Environmental tax statistics

Data extracted in January 2018. Most recent data: Further Eurostat information, Main tables and Database. Planned article update: January 2019.
Table 1: Total environmental tax revenue by type of tax, EU-28, 2016
Source: Eurostat (env_ac_tax)
Figure 1: Total environmental tax revenue by type of tax, EU-28, 2002–16
(billion EUR)
Source: Eurostat (env_ac_tax)
Figure 2: Total environmental tax revenue, EU-28, 2002–16
Source: Eurostat (env_ac_tax)
Figure 3: Total environmental tax revenue, 2016
Source: Eurostat (env_ac_tax)
Figure 4: Environmental taxes by tax category, 2016
(% of total environmental taxes)
Source: Eurostat (env_ac_tax)
Figure 5: Energy taxes by economic activity, 2015
(% of energy tax revenue)
Source: Eurostat (env_ac_taxind2)
Figure 6: Transport taxes by economic activity, 2015
(% of transport tax revenue)
Source: Eurostat (env_ac_taxind2)
Figure 7: Implicit tax rate on energy
(deflated), EU-28, 2002–16
(EUR per tonne of oil equivalent)
Source: Eurostat (tsdcc360)

This article provides an overview of results of the most recent data collection on environmental taxes in the European Union (EU). According to Regulation (EU) N° 691/2011 on European environmental economic accounts, an environmental tax is a tax whose tax base is a physical unit (or a proxy of it) of something that has a proven, specific negative impact on the environment and which is defined in the European system of accounts (ESA 2010) as a tax. European statistics distinguish four different categories of environmental taxes relating to energy, transport, pollution and resources; value added tax (VAT) is excluded from the scope of environmental taxes.

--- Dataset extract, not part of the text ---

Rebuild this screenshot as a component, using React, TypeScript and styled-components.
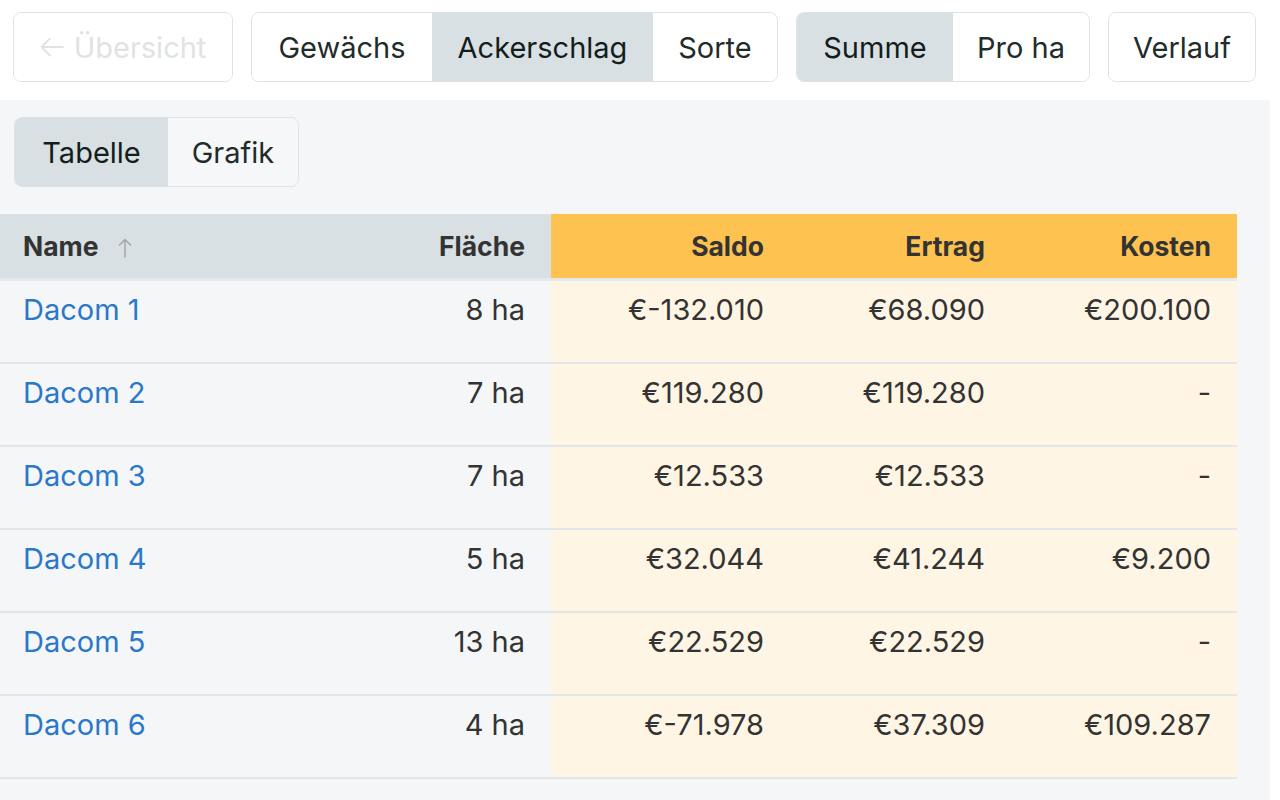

Environmental taxes have been increasingly used to influence the behaviour of economic operators, whether producers or consumers. These taxes also generate revenue that can potentially be used by government to increase its expenditure on environmental protection or efficient management of natural resources.

Main statistical findings

Environmental taxes in the EU

In 2016, the total environmental tax revenue in the EU-28 (i.e., revenue from environmental taxes collected by governments in all EU Member States) amounted to EUR 364.4 billion; this figure represents 2.4 % of the EU-28 gross domestic product (GDP) and 6.3 % of the total government revenues from taxes and social contributions in the EU (see Table 1).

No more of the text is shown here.